Sift the material for lines containing "Tailwind", and return them.

-- RECORDS TO USE --
·····
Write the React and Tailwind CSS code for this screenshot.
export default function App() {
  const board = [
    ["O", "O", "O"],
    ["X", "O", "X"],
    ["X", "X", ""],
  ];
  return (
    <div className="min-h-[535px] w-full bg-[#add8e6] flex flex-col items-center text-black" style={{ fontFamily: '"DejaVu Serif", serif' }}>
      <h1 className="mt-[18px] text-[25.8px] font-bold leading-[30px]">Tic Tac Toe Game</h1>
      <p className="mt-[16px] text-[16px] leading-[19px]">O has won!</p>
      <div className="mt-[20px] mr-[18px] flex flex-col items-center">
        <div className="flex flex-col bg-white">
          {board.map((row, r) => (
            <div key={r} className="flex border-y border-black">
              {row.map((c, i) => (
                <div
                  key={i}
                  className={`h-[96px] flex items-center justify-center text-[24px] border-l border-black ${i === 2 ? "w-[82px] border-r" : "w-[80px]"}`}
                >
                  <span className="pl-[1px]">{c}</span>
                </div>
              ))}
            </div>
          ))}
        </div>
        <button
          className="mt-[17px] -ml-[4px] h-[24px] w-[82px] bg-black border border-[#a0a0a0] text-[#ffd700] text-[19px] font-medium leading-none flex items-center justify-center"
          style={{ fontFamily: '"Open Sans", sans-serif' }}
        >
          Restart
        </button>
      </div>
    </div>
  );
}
·····
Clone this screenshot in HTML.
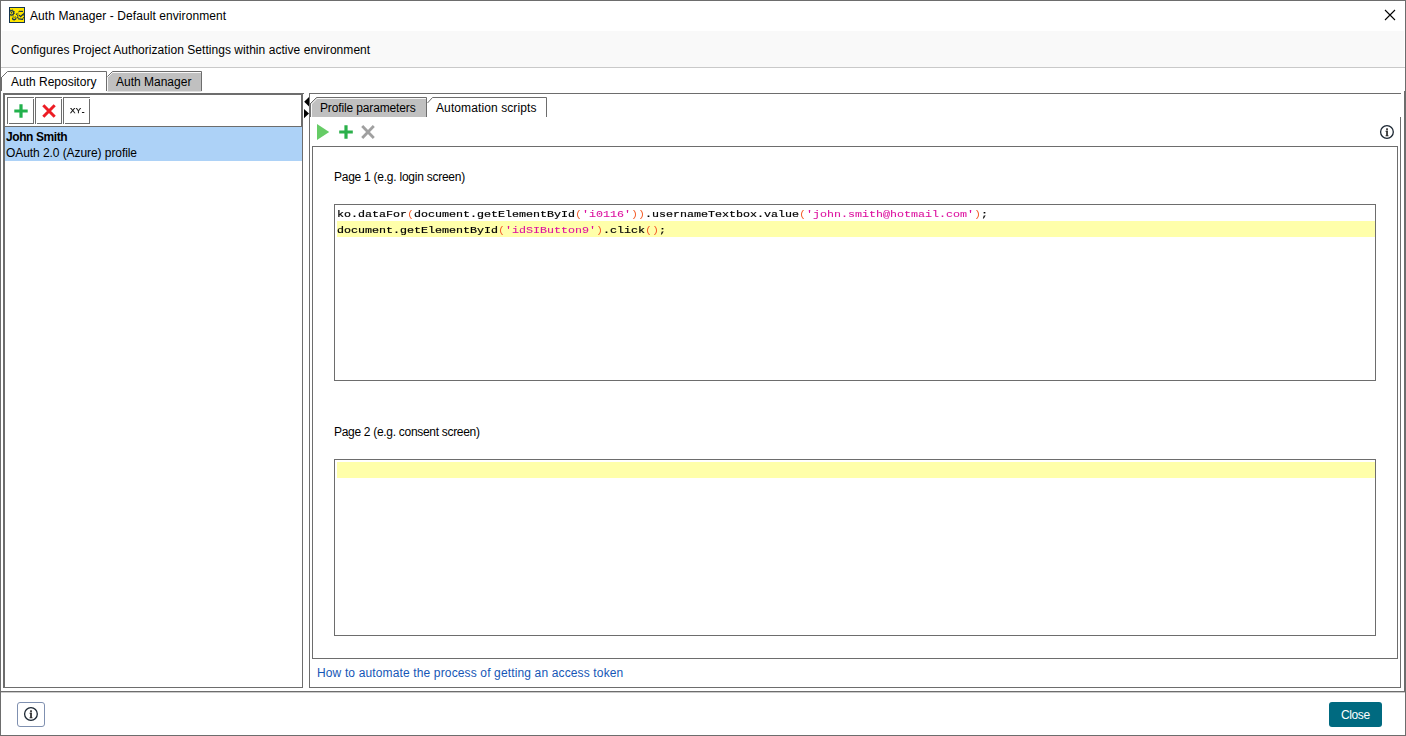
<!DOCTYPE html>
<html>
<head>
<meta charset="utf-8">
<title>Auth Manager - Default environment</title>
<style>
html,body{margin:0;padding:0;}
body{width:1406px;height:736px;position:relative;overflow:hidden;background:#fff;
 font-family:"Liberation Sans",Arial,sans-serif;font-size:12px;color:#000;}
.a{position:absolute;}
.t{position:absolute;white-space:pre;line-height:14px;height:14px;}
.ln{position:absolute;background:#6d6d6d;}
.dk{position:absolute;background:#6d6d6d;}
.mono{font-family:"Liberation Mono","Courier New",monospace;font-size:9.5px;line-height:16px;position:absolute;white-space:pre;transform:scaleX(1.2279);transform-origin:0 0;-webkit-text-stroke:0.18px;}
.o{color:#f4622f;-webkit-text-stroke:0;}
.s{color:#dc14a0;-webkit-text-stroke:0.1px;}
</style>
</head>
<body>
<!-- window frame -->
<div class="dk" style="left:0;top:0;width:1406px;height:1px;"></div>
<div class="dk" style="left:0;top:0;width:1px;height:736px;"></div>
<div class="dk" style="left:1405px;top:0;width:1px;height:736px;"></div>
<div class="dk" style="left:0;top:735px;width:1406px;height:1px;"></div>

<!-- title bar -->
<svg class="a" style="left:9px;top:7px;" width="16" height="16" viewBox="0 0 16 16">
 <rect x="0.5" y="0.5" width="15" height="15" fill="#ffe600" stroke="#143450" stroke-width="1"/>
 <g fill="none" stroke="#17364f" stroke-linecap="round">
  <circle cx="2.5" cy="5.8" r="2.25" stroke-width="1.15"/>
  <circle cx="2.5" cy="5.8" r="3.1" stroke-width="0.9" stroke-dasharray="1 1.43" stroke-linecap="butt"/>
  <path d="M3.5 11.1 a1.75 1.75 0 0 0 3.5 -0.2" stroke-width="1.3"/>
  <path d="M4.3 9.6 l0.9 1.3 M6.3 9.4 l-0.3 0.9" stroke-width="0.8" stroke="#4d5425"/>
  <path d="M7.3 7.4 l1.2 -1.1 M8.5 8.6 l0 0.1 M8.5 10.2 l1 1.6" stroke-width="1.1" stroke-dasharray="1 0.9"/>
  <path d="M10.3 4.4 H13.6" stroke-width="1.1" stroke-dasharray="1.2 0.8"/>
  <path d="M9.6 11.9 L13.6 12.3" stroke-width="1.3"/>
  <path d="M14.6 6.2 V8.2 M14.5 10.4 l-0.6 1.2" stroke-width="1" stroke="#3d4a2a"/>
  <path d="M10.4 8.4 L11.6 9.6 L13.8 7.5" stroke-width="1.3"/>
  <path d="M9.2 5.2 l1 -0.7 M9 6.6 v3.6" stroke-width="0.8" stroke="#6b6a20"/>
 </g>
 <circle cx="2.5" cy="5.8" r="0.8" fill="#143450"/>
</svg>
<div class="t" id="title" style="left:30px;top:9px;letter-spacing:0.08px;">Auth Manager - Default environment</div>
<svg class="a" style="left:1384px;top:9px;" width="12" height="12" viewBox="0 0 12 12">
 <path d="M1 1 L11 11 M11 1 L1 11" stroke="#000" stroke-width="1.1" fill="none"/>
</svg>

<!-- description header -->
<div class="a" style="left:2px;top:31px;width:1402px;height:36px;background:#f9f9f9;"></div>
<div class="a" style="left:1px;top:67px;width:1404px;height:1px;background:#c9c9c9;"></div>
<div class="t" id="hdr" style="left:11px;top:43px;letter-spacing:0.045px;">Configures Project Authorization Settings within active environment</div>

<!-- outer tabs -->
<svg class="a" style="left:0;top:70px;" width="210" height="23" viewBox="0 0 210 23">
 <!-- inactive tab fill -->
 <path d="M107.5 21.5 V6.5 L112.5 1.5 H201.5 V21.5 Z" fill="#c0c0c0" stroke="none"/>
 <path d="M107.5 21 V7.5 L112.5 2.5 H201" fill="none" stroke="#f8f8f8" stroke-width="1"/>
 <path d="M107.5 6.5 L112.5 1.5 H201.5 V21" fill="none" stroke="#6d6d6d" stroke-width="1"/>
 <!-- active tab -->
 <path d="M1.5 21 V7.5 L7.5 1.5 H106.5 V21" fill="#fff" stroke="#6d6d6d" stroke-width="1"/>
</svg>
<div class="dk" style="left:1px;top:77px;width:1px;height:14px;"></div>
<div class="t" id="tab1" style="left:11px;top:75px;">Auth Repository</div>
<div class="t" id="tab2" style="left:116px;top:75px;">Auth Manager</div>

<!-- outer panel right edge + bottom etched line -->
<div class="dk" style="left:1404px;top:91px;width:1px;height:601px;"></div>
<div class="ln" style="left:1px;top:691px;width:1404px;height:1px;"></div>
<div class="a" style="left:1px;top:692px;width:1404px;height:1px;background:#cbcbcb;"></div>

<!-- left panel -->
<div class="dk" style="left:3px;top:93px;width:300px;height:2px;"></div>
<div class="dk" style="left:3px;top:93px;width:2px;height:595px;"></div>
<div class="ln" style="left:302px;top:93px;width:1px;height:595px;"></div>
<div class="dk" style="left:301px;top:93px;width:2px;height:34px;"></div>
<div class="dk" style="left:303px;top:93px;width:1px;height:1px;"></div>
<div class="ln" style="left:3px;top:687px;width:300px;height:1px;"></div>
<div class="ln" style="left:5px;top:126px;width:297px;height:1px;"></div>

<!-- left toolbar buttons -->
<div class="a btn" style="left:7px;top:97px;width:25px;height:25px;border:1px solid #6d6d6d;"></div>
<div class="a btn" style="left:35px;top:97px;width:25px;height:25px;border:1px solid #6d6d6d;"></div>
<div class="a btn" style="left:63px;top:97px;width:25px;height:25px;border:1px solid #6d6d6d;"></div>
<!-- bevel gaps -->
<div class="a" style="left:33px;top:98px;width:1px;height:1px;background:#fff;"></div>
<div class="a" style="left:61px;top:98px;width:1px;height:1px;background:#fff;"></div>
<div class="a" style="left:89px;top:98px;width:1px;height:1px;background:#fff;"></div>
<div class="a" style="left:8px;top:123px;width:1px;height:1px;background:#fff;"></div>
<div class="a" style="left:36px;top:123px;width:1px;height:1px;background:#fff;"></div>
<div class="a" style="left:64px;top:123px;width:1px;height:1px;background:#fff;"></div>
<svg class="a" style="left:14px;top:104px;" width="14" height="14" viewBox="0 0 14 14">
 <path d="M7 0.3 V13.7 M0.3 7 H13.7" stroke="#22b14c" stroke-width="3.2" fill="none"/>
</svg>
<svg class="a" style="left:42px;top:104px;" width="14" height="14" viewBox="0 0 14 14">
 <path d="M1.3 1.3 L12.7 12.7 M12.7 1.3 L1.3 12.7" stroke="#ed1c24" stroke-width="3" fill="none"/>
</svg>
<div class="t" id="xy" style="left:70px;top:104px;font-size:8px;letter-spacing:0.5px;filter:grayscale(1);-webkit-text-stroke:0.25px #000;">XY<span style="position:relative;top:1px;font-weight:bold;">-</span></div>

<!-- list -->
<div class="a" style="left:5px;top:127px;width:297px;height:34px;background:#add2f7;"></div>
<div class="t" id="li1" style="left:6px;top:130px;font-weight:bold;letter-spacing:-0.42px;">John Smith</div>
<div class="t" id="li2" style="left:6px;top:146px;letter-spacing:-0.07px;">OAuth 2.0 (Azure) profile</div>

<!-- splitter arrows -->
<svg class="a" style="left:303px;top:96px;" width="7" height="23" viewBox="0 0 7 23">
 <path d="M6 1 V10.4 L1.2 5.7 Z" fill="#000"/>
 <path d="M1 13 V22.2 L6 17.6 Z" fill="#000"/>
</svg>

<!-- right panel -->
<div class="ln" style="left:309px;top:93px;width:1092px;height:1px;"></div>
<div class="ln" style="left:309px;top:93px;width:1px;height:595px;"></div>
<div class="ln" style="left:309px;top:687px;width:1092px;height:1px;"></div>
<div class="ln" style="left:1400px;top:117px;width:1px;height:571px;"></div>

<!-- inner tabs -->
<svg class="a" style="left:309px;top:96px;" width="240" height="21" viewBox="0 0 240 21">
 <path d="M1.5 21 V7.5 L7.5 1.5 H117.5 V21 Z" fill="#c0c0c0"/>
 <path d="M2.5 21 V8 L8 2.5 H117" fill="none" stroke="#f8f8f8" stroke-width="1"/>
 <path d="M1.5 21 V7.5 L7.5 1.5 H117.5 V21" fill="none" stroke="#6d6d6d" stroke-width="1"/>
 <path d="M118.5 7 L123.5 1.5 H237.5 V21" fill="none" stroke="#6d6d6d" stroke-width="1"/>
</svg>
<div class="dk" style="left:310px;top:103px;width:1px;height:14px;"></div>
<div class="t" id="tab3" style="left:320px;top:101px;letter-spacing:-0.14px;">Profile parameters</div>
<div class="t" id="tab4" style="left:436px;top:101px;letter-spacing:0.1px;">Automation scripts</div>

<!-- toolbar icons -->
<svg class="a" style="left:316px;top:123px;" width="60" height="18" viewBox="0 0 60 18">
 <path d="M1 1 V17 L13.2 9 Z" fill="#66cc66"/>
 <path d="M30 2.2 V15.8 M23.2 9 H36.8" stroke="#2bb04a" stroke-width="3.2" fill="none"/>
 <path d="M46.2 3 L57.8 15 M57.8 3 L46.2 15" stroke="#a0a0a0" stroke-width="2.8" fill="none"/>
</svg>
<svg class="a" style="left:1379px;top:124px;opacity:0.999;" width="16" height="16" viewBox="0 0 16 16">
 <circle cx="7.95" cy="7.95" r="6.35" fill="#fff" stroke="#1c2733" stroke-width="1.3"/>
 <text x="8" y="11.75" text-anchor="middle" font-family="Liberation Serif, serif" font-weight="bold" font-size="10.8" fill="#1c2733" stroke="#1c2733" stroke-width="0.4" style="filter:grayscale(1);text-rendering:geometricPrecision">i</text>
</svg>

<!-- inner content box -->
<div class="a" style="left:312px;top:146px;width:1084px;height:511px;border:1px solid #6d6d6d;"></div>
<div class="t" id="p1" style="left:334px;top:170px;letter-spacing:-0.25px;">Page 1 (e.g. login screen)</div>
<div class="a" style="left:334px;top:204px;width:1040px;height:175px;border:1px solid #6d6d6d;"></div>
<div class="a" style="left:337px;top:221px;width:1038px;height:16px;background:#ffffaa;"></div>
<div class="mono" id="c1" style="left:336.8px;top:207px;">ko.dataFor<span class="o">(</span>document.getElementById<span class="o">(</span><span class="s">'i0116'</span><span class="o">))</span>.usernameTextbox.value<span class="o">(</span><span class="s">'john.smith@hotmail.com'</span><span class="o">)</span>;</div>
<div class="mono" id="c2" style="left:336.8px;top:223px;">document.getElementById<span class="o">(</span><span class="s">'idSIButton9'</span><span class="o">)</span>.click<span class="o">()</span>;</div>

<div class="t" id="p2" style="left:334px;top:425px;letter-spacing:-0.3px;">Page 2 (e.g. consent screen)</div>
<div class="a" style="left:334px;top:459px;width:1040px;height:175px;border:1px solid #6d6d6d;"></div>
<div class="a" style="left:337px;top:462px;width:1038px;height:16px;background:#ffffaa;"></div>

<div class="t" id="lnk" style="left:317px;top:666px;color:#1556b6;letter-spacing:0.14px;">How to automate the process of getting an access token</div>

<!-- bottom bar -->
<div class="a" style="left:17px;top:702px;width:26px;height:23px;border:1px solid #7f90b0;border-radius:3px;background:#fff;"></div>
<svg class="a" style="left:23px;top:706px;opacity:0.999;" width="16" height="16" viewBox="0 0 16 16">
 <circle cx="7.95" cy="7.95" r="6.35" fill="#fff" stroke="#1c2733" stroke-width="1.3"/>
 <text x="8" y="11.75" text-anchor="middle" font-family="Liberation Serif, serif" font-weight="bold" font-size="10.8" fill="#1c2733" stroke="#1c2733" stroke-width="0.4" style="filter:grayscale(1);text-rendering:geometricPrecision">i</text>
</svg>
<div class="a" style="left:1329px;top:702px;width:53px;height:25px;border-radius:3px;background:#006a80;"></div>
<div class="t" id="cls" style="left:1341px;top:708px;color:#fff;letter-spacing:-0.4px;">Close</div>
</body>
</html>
·····
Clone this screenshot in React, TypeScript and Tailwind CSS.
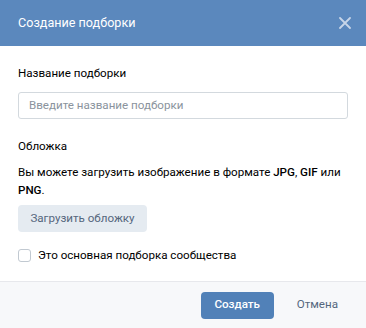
·····
-- THE SOLUTION --
Write the React and Tailwind CSS code for this screenshot.
Clone this screenshot in React, TypeScript and Tailwind CSS.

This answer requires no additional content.